8,000 British species to be sequenced as £9.4m from Wellcome funds first phase of Darwin Tree of Life project
Funding of £9.4million has been confirmed by Wellcome to begin the Darwin Tree of Life project, which will sequence all species in the British Isles.
In this first phase, 10 organisations will be involved in collecting and sequencing around 8,000 British species of animal, plant and fungi, and delivering the genomes of 2,000, giving an unprecedented insight into the evolution of life on Earth.
It will also uncover new genes, proteins and metabolic pathways that could help develop new drugs, while supporting the conservation of global biodiversity amid the threats posed by climate change and human development.
Professor Richard Durbin, in the University of Cambridge’s Department of Genetics, who will lead the university’s involvement in the collaboration. said: “This project is the start of a transformation for biological research. It will change our relationship to the natural world by enabling us to understand life as never before. It will create a knowledge resource for others to build on, just as we’ve seen with the Human Genome Project for human health.”
Ultimately, the aim is sequence all 60,000 species that live in the British Isles - a launchpad for the ambitious Earth Biogenome Project - a moonshot for biology that aims to do the same for all life on the planet.
Dr Michael Dunn, head of genetics and molecular sciences at Wellcome, said: “The mission to sequence all life on the British Isles is ambitious, but by bringing together this diverse group of organisations we believe that we have the right team to achieve it.
“We’ll gain new insights into nature that will help develop new treatments for infectious diseases, identify drugs to slow ageing, generate new approaches to feeding the world and create new bio-materials.”
The UK organisations involved are:
• University of Cambridge
• Earlham Institute (EI)
• University of Edinburgh
• EMBL’s-European Bioinformatics Institute (EMBL-EBI)

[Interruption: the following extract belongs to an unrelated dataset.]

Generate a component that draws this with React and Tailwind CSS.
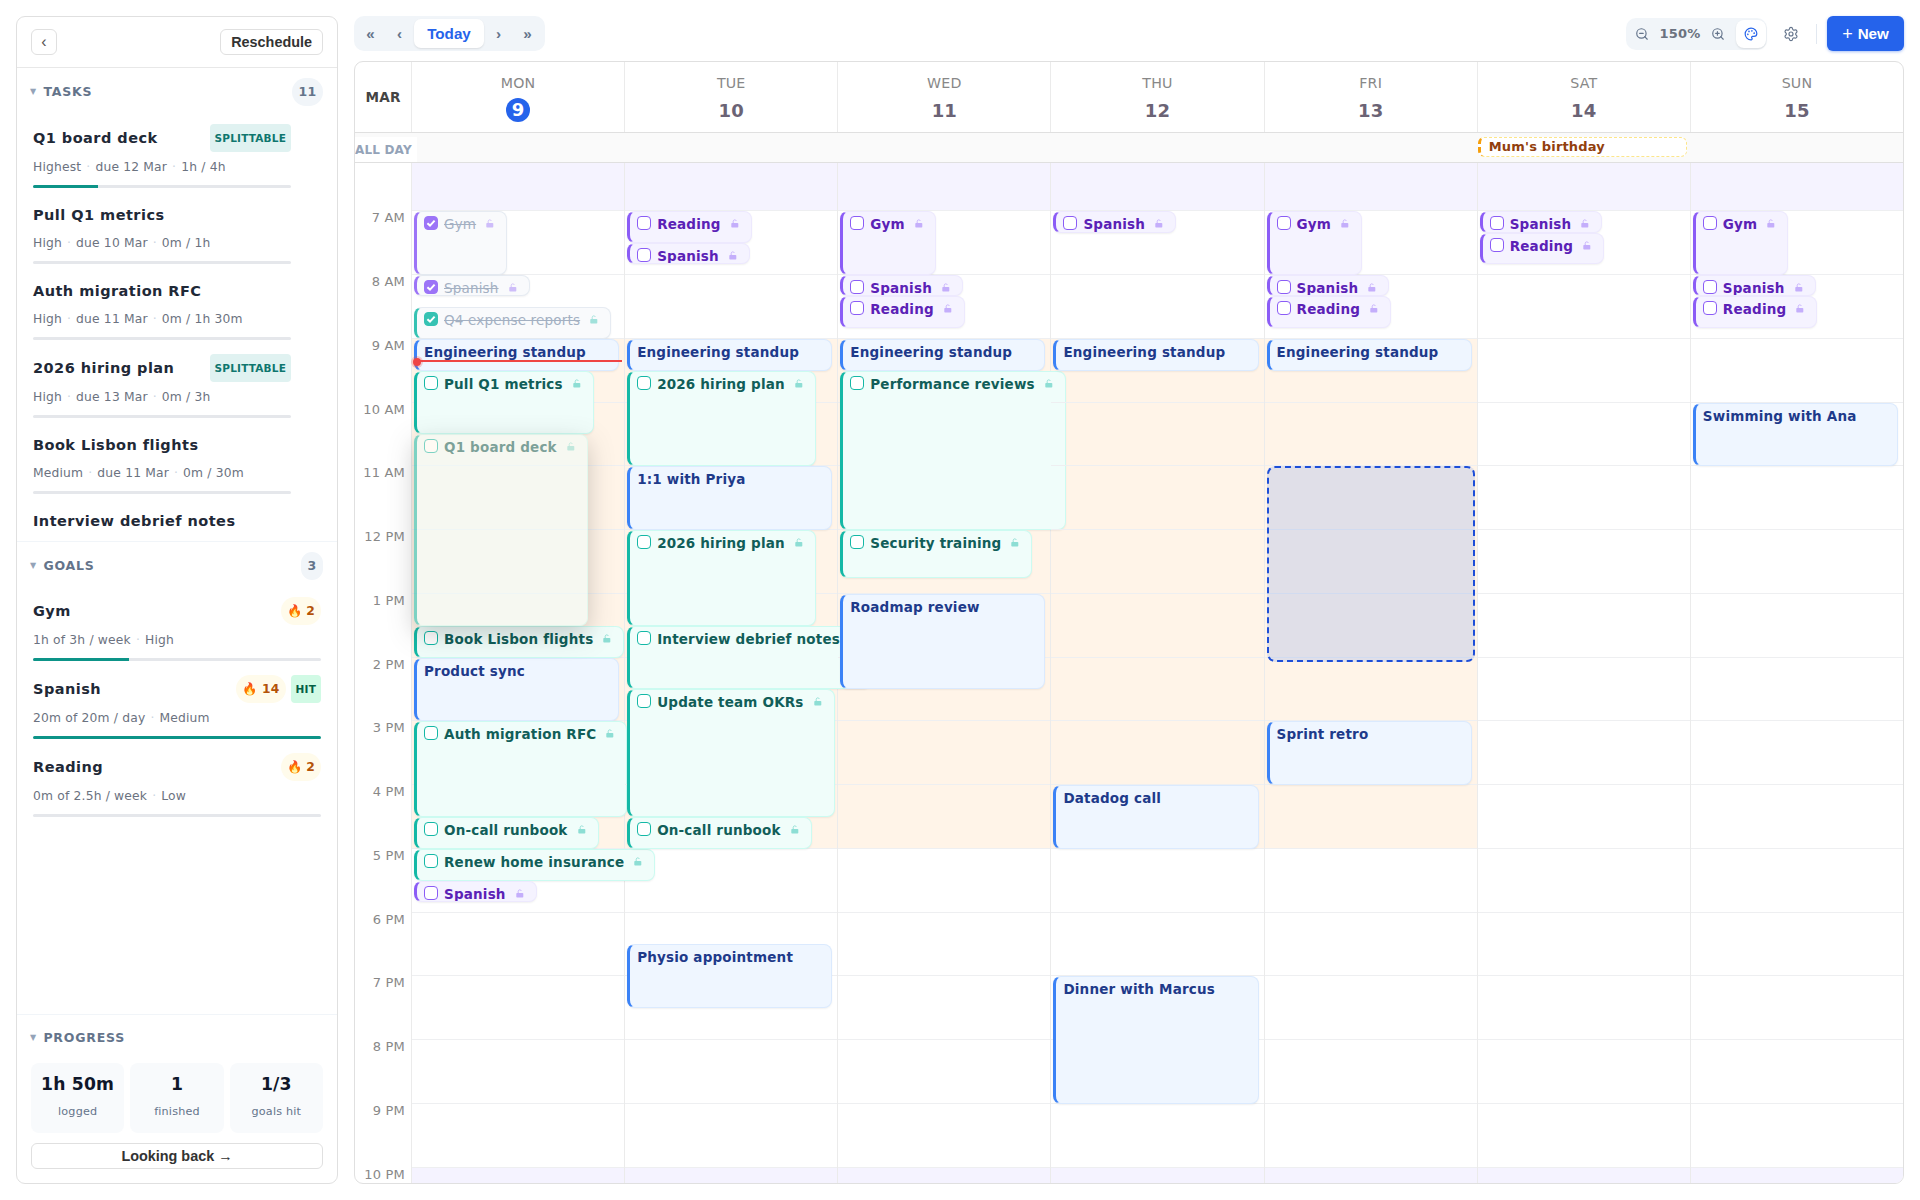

• The Marine Biological Association (Plymouth)
• Natural History Museum
• Royal Botanic Gardens Kew
• Royal Botanic Garden Edinburgh
• University of Oxford
• Wellcome Sanger Institute.
Professor Mark Blaxter, lead of the Tree of Life programme at the Wellcome Sanger Institute, said: “The Darwin Tree of Life Project will change biology forever, delivering new insights into the numerous animals, plants, fungi and protists that call the British Isles home. The impact of this work will be equivalent to the effect the Human Genome Project has had on human health over the last 25 years.”